=== SOURCE EXCERPT ===

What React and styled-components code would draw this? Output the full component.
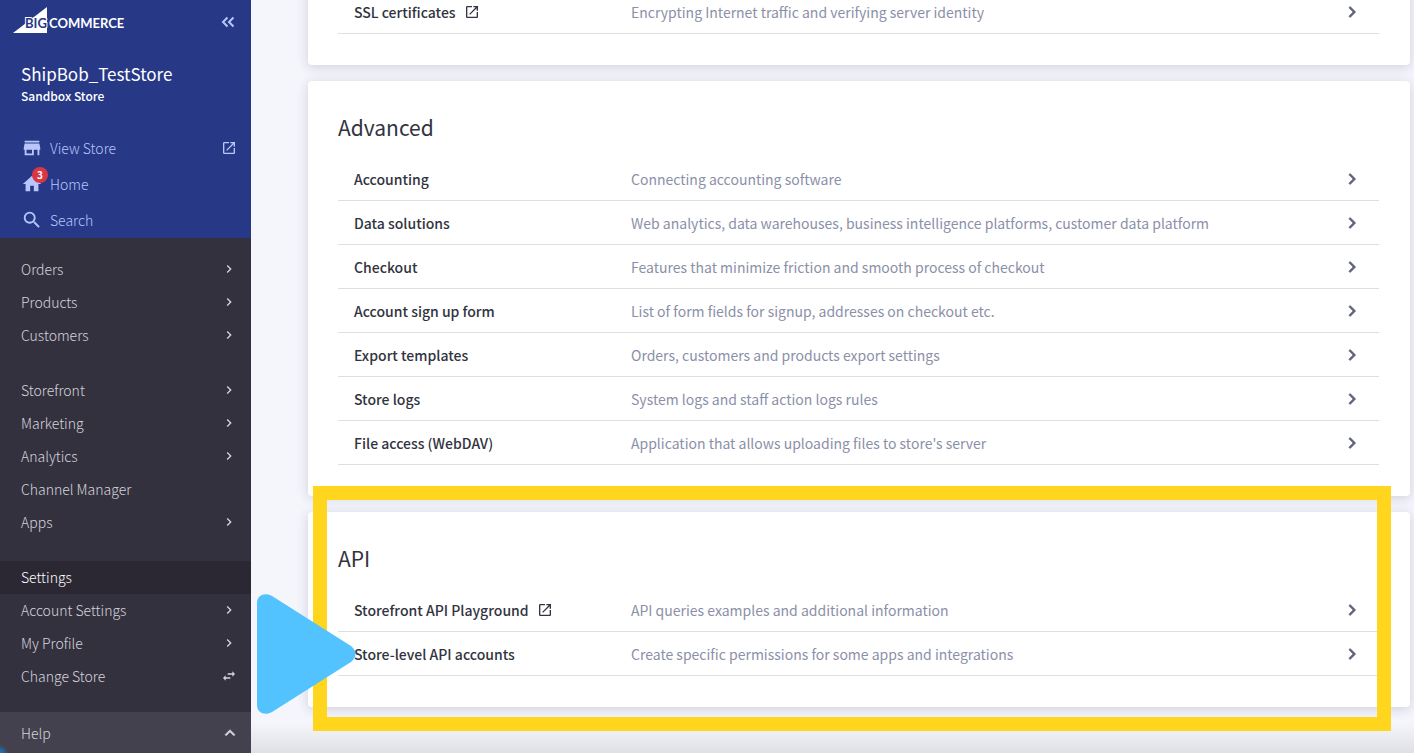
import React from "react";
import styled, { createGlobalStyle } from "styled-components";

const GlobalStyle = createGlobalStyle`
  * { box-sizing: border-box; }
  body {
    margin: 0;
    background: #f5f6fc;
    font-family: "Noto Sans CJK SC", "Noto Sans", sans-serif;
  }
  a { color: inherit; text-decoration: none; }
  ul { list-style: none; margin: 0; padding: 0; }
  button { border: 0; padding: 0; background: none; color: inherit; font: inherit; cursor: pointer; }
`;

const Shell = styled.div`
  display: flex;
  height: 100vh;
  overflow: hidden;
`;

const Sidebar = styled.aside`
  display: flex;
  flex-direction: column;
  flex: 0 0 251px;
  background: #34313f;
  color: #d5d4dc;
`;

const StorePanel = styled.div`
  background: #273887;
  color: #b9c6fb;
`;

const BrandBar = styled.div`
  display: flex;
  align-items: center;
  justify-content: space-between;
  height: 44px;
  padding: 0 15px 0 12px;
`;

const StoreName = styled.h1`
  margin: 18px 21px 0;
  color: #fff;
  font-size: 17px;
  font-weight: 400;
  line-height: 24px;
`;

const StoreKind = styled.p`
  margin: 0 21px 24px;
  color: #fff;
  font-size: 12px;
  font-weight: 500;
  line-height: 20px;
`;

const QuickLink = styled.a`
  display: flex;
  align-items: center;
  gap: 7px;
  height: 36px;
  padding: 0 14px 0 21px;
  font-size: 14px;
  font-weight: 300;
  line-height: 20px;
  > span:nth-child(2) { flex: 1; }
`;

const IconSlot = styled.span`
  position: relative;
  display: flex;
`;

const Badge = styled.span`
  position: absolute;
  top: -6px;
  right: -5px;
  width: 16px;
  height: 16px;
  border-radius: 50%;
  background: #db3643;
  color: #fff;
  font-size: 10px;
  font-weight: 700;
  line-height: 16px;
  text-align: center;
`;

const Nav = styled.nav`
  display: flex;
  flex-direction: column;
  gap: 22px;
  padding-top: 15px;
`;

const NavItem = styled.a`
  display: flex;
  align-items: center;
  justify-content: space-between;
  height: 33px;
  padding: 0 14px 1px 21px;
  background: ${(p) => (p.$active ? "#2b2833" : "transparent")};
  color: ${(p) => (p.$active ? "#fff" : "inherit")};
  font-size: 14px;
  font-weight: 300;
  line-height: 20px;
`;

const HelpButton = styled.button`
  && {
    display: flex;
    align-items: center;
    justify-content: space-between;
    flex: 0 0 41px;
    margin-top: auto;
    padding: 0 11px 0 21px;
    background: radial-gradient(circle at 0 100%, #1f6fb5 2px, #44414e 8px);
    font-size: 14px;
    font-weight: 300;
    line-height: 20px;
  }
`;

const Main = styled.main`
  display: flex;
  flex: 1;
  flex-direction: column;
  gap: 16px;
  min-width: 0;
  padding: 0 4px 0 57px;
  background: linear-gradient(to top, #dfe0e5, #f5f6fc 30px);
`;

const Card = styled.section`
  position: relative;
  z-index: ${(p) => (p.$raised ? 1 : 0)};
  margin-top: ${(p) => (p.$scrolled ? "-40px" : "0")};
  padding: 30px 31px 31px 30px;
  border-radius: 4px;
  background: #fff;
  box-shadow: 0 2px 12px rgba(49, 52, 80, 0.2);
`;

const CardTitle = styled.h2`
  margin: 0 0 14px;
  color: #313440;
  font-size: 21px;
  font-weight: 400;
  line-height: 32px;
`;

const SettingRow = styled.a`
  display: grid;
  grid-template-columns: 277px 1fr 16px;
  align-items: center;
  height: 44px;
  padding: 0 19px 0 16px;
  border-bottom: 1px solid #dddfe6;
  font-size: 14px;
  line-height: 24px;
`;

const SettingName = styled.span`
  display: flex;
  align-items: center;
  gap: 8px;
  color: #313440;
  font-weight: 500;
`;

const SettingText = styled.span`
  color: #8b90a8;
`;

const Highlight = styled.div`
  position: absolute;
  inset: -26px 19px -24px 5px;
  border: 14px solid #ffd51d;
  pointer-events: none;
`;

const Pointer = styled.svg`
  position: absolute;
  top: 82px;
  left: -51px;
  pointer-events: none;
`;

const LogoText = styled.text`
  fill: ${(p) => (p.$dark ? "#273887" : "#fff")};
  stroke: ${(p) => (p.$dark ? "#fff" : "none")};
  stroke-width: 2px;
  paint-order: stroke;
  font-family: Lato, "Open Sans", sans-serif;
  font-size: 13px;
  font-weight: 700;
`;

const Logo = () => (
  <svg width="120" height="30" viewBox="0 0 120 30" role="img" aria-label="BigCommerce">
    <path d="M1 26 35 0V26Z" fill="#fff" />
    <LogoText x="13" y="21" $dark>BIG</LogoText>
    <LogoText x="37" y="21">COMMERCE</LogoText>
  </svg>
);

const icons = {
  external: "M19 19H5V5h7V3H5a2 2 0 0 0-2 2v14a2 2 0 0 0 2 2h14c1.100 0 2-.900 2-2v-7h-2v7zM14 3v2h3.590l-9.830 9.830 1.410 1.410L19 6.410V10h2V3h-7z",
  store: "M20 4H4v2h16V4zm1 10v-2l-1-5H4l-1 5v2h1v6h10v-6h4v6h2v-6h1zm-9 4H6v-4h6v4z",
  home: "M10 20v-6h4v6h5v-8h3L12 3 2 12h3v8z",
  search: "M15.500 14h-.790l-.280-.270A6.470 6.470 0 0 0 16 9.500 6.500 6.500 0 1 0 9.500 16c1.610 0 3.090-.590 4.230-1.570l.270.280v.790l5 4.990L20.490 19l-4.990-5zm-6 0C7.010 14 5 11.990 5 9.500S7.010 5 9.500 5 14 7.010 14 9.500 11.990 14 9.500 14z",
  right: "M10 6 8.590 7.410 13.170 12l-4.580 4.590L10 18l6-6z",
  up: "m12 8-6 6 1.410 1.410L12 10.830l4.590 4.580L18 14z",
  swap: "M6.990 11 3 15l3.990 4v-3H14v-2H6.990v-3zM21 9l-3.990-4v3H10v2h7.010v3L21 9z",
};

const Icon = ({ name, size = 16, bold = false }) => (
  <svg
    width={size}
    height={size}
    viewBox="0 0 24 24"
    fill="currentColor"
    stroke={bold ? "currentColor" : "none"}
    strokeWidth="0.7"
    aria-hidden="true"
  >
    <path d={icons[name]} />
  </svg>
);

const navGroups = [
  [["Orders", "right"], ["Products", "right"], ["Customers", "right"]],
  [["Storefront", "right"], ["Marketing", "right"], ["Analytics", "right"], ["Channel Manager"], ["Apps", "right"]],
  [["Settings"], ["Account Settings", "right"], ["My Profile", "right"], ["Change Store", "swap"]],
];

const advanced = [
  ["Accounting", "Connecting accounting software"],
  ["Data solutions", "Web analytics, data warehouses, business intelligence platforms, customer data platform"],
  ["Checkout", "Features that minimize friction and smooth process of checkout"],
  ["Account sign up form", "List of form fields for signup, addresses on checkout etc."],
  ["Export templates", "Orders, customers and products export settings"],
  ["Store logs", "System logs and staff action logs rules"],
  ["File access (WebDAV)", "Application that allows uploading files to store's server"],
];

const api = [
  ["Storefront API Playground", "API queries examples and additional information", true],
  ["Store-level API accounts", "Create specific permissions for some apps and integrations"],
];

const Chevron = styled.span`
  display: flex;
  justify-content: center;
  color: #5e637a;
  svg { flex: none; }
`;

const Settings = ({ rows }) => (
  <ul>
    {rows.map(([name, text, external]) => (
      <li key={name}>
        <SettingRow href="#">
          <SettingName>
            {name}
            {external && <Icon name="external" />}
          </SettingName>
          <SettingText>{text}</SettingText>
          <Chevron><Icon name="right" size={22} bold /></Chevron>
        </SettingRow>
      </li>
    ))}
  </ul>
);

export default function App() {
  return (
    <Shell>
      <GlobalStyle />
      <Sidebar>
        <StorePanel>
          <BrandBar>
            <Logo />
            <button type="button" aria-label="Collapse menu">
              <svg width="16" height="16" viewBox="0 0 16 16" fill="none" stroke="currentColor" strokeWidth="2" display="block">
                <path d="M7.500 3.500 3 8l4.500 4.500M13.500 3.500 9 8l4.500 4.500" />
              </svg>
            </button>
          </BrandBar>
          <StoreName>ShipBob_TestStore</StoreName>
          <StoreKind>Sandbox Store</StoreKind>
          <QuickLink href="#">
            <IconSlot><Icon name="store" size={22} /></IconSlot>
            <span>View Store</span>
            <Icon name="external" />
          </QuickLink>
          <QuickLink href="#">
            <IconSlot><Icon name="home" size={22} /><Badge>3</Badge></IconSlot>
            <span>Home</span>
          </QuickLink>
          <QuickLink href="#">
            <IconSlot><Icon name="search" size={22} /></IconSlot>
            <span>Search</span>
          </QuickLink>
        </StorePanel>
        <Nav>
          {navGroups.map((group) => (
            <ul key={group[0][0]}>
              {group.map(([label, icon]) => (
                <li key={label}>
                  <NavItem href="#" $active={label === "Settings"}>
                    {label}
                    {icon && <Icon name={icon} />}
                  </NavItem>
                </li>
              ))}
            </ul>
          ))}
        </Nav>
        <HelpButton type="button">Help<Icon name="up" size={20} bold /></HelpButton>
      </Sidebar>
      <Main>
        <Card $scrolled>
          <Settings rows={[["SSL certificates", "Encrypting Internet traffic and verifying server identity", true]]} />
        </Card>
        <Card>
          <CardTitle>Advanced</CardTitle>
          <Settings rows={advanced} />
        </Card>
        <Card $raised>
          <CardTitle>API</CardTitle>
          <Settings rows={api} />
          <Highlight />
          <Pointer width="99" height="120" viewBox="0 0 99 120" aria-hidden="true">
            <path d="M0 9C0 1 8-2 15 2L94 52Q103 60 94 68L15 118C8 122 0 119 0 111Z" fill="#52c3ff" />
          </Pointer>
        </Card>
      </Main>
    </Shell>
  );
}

===

**WORK TO COMPLETE**
Go through the listing above and list every line that has the word "components".

**COMPLETE ANSWER**
What React and styled-components code would draw this? Output the full component.
import styled, { createGlobalStyle } from "styled-components";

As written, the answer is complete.